§ What is needed:
From the first line of the listing below, retype each line up to and including the one with "FaPencilAlt, FaMinusCircle, FaEllipsisH"; pictures stay out.

§ Dataset content:
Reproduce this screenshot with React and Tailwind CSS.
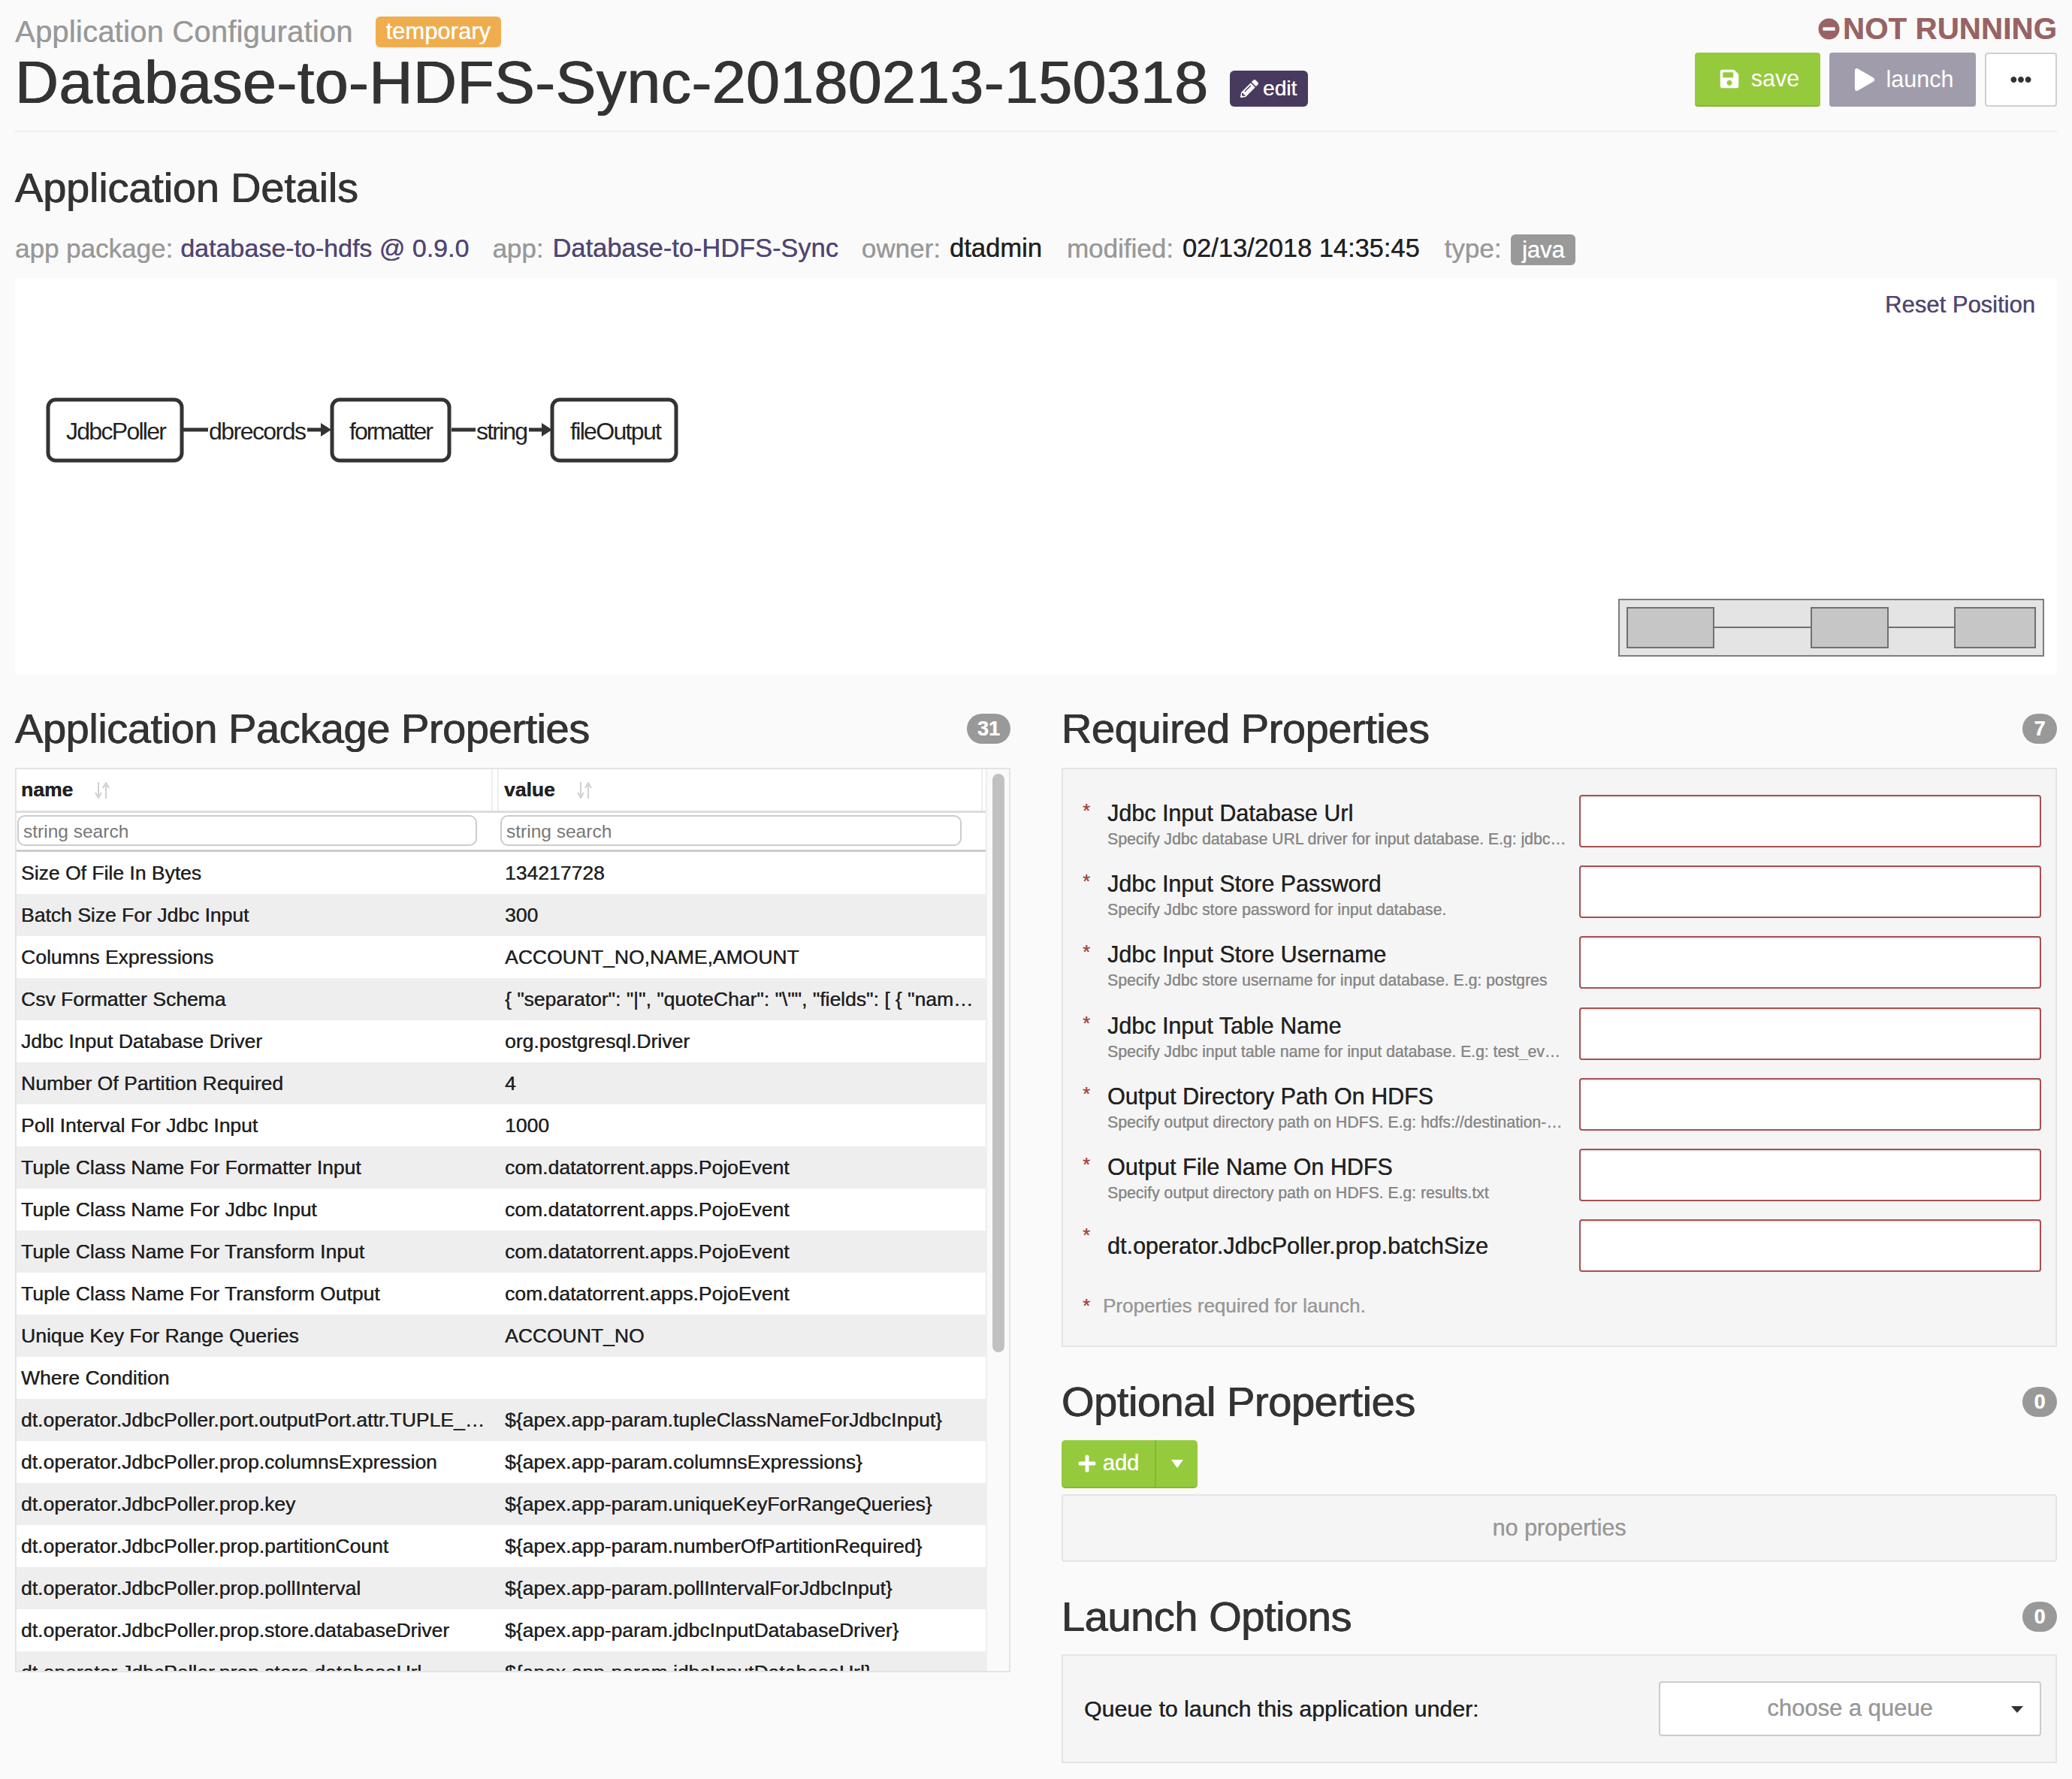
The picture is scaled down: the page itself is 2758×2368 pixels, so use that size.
import React from "react";
import { FaSave, FaPlay, FaPlus, FaPencilAlt, FaMinusCircle, FaEllipsisH } from "react-icons/fa";

const rows = [
  ["Size Of File In Bytes", "134217728"],
  ["Batch Size For Jdbc Input", "300"],
  ["Columns Expressions", "ACCOUNT_NO,NAME,AMOUNT"],
  ["Csv Formatter Schema", '{ "separator": "|", "quoteChar": "\\"", "fields": [ { "name": "ACCOUNT_NO", "type": "Integer" } ] }'],
  ["Jdbc Input Database Driver", "org.postgresql.Driver"],
  ["Number Of Partition Required", "4"],
  ["Poll Interval For Jdbc Input", "1000"],
  ["Tuple Class Name For Formatter Input", "com.datatorrent.apps.PojoEvent"],
  ["Tuple Class Name For Jdbc Input", "com.datatorrent.apps.PojoEvent"],
  ["Tuple Class Name For Transform Input", "com.datatorrent.apps.PojoEvent"],
  ["Tuple Class Name For Transform Output", "com.datatorrent.apps.PojoEvent"],
  ["Unique Key For Range Queries", "ACCOUNT_NO"],
  ["Where Condition", ""],
  ["dt.operator.JdbcPoller.port.outputPort.attr.TUPLE_CLASS", "${apex.app-param.tupleClassNameForJdbcInput}"],
  ["dt.operator.JdbcPoller.prop.columnsExpression", "${apex.app-param.columnsExpressions}"],
  ["dt.operator.JdbcPoller.prop.key", "${apex.app-param.uniqueKeyForRangeQueries}"],
  ["dt.operator.JdbcPoller.prop.partitionCount", "${apex.app-param.numberOfPartitionRequired}"],
  ["dt.operator.JdbcPoller.prop.pollInterval", "${apex.app-param.pollIntervalForJdbcInput}"],
  ["dt.operator.JdbcPoller.prop.store.databaseDriver", "${apex.app-param.jdbcInputDatabaseDriver}"],
  ["dt.operator.JdbcPoller.prop.store.databaseUrl", "${apex.app-param.jdbcInputDatabaseUrl}"],
];

const required = [
  ["Jdbc Input Database Url", "Specify Jdbc database URL driver for input database. E.g: jdbc:postgresql://localhost"],
  ["Jdbc Input Store Password", "Specify Jdbc store password for input database."],
  ["Jdbc Input Store Username", "Specify Jdbc store username for input database. E.g: postgres"],
  ["Jdbc Input Table Name", "Specify Jdbc input table name for input database. E.g: test_event_table"],
  ["Output Directory Path On HDFS", "Specify output directory path on HDFS. E.g: hdfs://destination-namenode-service"],
  ["Output File Name On HDFS", "Specify output directory path on HDFS. E.g: results.txt"],
  ["dt.operator.JdbcPoller.prop.batchSize", ""],
];

function Count({ children }) {
  return (
    <span className="flex h-[40px] min-w-[46px] items-center justify-center rounded-full bg-[#999999] px-[14px] text-[27px] font-bold leading-none text-white">
      {children}
    </span>
  );
}

function SectionHead({ title, count }) {
  return (
    <div className="flex h-[60px] items-center justify-between">
      <h2 className="text-[56px] leading-[60px] tracking-[-0.45px] text-[#333333] [text-shadow:0.5px_0_0_#333333,-0.4px_0_0_#333333]">{title}</h2>
      <Count>{count}</Count>
    </div>
  );
}

function SortIcon() {
  return (
    <svg width="20" height="22" viewBox="0 0 20 22" className="ml-[29px]" fill="none" stroke="#d0d0d0" strokeWidth="2">
      <path d="M5 0v18M1 14l4 7 4-7" />
      <path d="M15 22V4M11 8l4-7 4 7" />
    </svg>
  );
}

function Diagram() {
  const text = "fill-[#222222] text-[32px] [text-shadow:none]";
  return (
    <svg width="960" height="300" className="absolute left-[-20px] top-0" fill="none">
      <g stroke="#333333" strokeWidth="5" fill="#ffffff">
        <rect x="64" y="162" width="178" height="81" rx="10" />
        <rect x="442" y="162" width="156" height="81" rx="10" />
        <rect x="735" y="162" width="165" height="81" rx="10" />
      </g>
      <g stroke="#333333" strokeWidth="5">
        <path d="M244 202h33M409 202h20M601 202h32M704 202h19" />
      </g>
      <path d="M427 193l14 9-14 9zM721 193l14 9-14 9z" fill="#333333" />
      <text x="88" y="215" textLength="134" className={text}>JdbcPoller</text>
      <text x="278" y="215" textLength="130" className={text}>dbrecords</text>
      <text x="465" y="215" textLength="112" className={text}>formatter</text>
      <text x="634" y="215" textLength="69" className={text}>string</text>
      <text x="759" y="215" textLength="122" className={text}>fileOutput</text>
    </svg>
  );
}

function Minimap() {
  return (
    <svg width="567" height="77" className="absolute bottom-[24px] right-[17px]" fill="none">
      <rect x="1" y="1" width="565" height="75" fill="#e4e4e4" stroke="#7d7d7d" strokeWidth="2" />
      <path d="M128 38h128M360 38h87" stroke="#707070" strokeWidth="2" />
      <g fill="#c6c6c6" stroke="#707070" strokeWidth="2">
        <rect x="12" y="12" width="115" height="53" />
        <rect x="257" y="12" width="102" height="53" />
        <rect x="448" y="12" width="107" height="53" />
      </g>
    </svg>
  );
}

export default function App() {
  return (
    <div className="min-h-[2368px] bg-[#fafafa] px-[20px] font-['Liberation_Sans',Arial,sans-serif] text-[#333333] [text-shadow:0.25px_0_0_currentColor]">
      <header className="flex h-[176px] justify-between border-b-2 border-[#eeeeee]">
        <div className="pt-[22px]">
          <div className="flex h-[41px] items-center">
            <span className="text-[40px] leading-[41px] tracking-[0.2px] text-[#999999]">Application Configuration</span>
            <span className="ml-[30px] flex h-[41px] w-[167px] items-center justify-center rounded-[6px] bg-[#f0ad4e] text-[31px] text-white">temporary</span>
          </div>
          <div className="mt-[7px] flex h-[80px] items-end">
            <h1 className="text-[80px] leading-[80px] tracking-[0.75px] text-[#333333] [text-shadow:0.8px_0_0_#333333,-0.6px_0_0_#333333]">Database-to-HDFS-Sync-20180213-150318</h1>
            <span className="mb-[8px] ml-[28px] flex h-[48px] w-[104px] items-center justify-center gap-[6px] rounded-[6px] bg-[#483a5e] text-[28px] text-white">
              <FaPencilAlt className="h-[24px] w-[24px]" />edit
            </span>
          </div>
        </div>
        <div className="flex flex-col items-end pt-[22px]">
          <div className="flex h-[32px] items-center gap-[4px] text-[40px] font-bold leading-none tracking-[0.25px] text-[#996363]">
            <FaMinusCircle className="h-[29px] w-[29px]" />
            NOT RUNNING
          </div>
          <div className="mt-[16px] flex h-[72px] gap-[12px]">
            <button className="flex w-[167px] items-center justify-center gap-[15px] rounded-[4px] border-b-2 border-[#85b736] bg-[#96ca3d] pl-[4px] text-[30.5px] text-white">
              <FaSave className="h-[28px] w-[28px]" />save
            </button>
            <button className="flex w-[195px] items-center justify-center gap-[14px] rounded-[4px] bg-[#a09cab] pl-[2px] text-[30.5px] text-white">
              <FaPlay className="h-[30px] w-[30px]" />launch
            </button>
            <button className="flex w-[96px] items-center justify-center rounded-[4px] border-2 border-[#d0d0d0] bg-white text-[#333333]">
              <FaEllipsisH className="h-[28px] w-[28px]" />
            </button>
          </div>
        </div>
      </header>

      <h2 className="mt-[44px] text-[56px] leading-[60px] tracking-[-0.2px] text-[#333333] [text-shadow:0.5px_0_0_#333333,-0.4px_0_0_#333333]">Application Details</h2>
      <div className="mt-[32px] flex h-[41px] items-start text-[35px] leading-[37px] text-[#999999]">
        <span>app package:</span>
        <span className="ml-[10px] text-[34px] text-[#514672]">database-to-hdfs @ 0.9.0</span>
        <span className="ml-[31px]">app:</span>
        <span className="ml-[12px] text-[34.4px] text-[#514672]">Database-to-HDFS-Sync</span>
        <span className="ml-[31px]">owner:</span>
        <span className="ml-[12px] text-[34.6px] text-[#222222]">dtadmin</span>
        <span className="ml-[33px]">modified:</span>
        <span className="ml-[12px] text-[34.4px] text-[#222222]">02/13/2018 14:35:45</span>
        <span className="ml-[33px]">type:</span>
        <span className="ml-[13px] flex h-[41px] w-[86px] items-center justify-center rounded-[6px] bg-[#999999] text-[31px] text-white">java</span>
      </div>

      <section className="relative mt-[17px] h-[528px] bg-white">
        <Diagram />
        <a className="absolute right-[29px] top-[16px] text-[31px] leading-[40px] text-[#514672]">Reset Position</a>
        <Minimap />
      </section>

      <div className="mt-[42px] grid grid-cols-2 gap-[68px]">
        <div>
          <SectionHead title="Application Package Properties" count="31" />
          <div className="mt-[22px] flex h-[1204px] overflow-hidden border-2 border-[#e4e4e4] bg-white">
            <div className="w-[1290px] shrink-0 text-[26.5px] text-[#222222]">
              <div className="flex h-[58px] border-b-[3px] border-[#dddddd] font-bold">
                <div className="flex w-[634px] items-center border-r-2 border-[#eeeeee] pl-[6px]">name<SortIcon /></div>
                <div className="ml-[6px] flex w-[646px] items-center border-x-2 border-[#eeeeee] pl-[7px]">value<SortIcon /></div>
              </div>
              <div className="flex h-[52px] gap-[31px] border-b-[3px] border-[#cccccc] pl-[1px] pt-[3px]">
                <input readOnly placeholder="string search" className="h-[41px] w-[612px] rounded-[10px] border-2 border-[#cccccc] bg-white px-[6px] pt-[2px] text-[24.5px] text-[#777777] outline-none placeholder:text-[#777777]" />
                <input readOnly placeholder="string search" className="h-[41px] w-[614px] rounded-[10px] border-2 border-[#cccccc] bg-white px-[6px] pt-[2px] text-[24.5px] text-[#777777] outline-none placeholder:text-[#777777]" />
              </div>
              {rows.map(([n, v], i) => (
                <div key={n} className={`flex h-[56px] items-center pt-[1px] ${i % 2 ? "bg-[#eeeeee]" : "bg-white"}`}>
                  <div className="w-[650px] truncate pl-[6px] pr-[16px]">{n}</div>
                  <div className="w-[640px] truncate pr-[14px]">{v}</div>
                </div>
              ))}
            </div>
            <div className="flex-1 border-l-2 border-[#eeeeee] bg-[#fafafa] pl-[7px] pt-[6px]">
              <div className="h-[770px] w-[16px] rounded-full bg-[#c1c1c1]" />
            </div>
          </div>
        </div>

        <div>
          <SectionHead title="Required Properties" count="7" />
          <div className="mt-[22px] h-[771px] border-2 border-[#e4e4e4] bg-[#f5f5f5] pl-[26px] pr-[19px] pt-[34px]">
            <div className="flex flex-col gap-[24.2px]">
              {required.map(([label, desc]) => (
                <div key={label} className="flex h-[70px]">
                  <span className="w-[33px] shrink-0 pt-[6px] text-[26px] leading-[30px] text-[#a94442]">*</span>
                  <div className={`flex w-[628px] shrink-0 flex-col pr-[15px] ${desc ? "pt-[5px]" : "justify-center"}`}>
                    <span className="text-[30.5px] leading-[38px] text-[#222222]">{label}</span>
                    {desc && <span className="mt-[2px] truncate text-[21.2px] leading-[28px] text-[#888888]">{desc}</span>}
                  </div>
                  <input readOnly className="h-[70px] flex-1 rounded-[4px] border-2 border-[#a94f52] bg-white shadow-[inset_0_2px_2px_rgba(0,0,0,0.08)] outline-none" />
                </div>
              ))}
            </div>
            <div className="mt-[27px] flex h-[36px] items-center text-[26px] text-[#999999]">
              <span className="w-[27px] text-[#a94442]">*</span>
              Properties required for launch.
            </div>
          </div>

          <div className="mt-[43px]"><SectionHead title="Optional Properties" count="0" /></div>
          <div className="mt-[21px] flex h-[64px] w-[181px] rounded-[5px] border-b-2 border-[#85b736] bg-[#96ca3d] text-[29px] text-white">
            <div className="flex w-[126px] items-center justify-center gap-[8px] border-r-2 border-[#85b736]">
              <FaPlus className="h-[26px] w-[26px]" />add
            </div>
            <div className="flex flex-1 items-center justify-center">
              <span className="h-0 w-0 border-x-[8px] border-t-[11px] border-x-transparent border-t-white" />
            </div>
          </div>
          <div className="mt-[8px] flex h-[90px] items-center justify-center rounded-[4px] border-2 border-[#e4e4e4] bg-[#f5f5f5] text-[30.5px] text-[#999999]">
            no properties
          </div>

          <div className="mt-[43px]"><SectionHead title="Launch Options" count="0" /></div>
          <div className="mt-[20px] flex h-[145px] items-center justify-between border-2 border-[#e4e4e4] bg-[#f5f5f5] pl-[28px] pr-[19px]">
            <span className="text-[30.3px] text-[#222222]">Queue to launch this application under:</span>
            <div className="relative flex h-[73px] w-[509px] items-center justify-center rounded-[4px] border-2 border-[#cccccc] bg-white text-[31px] text-[#999999]">
              choose a queue
              <span className="absolute right-[22px] top-[31px] h-0 w-0 border-x-[8px] border-t-[9px] border-x-transparent border-t-[#333333]" />
            </div>
          </div>
        </div>
      </div>
    </div>
  );
}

§ Written solution:
Reproduce this screenshot with React and Tailwind CSS.
The picture is scaled down: the page itself is 2758×2368 pixels, so use that size.
import React from "react";
import { FaSave, FaPlay, FaPlus, FaPencilAlt, FaMinusCircle, FaEllipsisH } from "react-icons/fa";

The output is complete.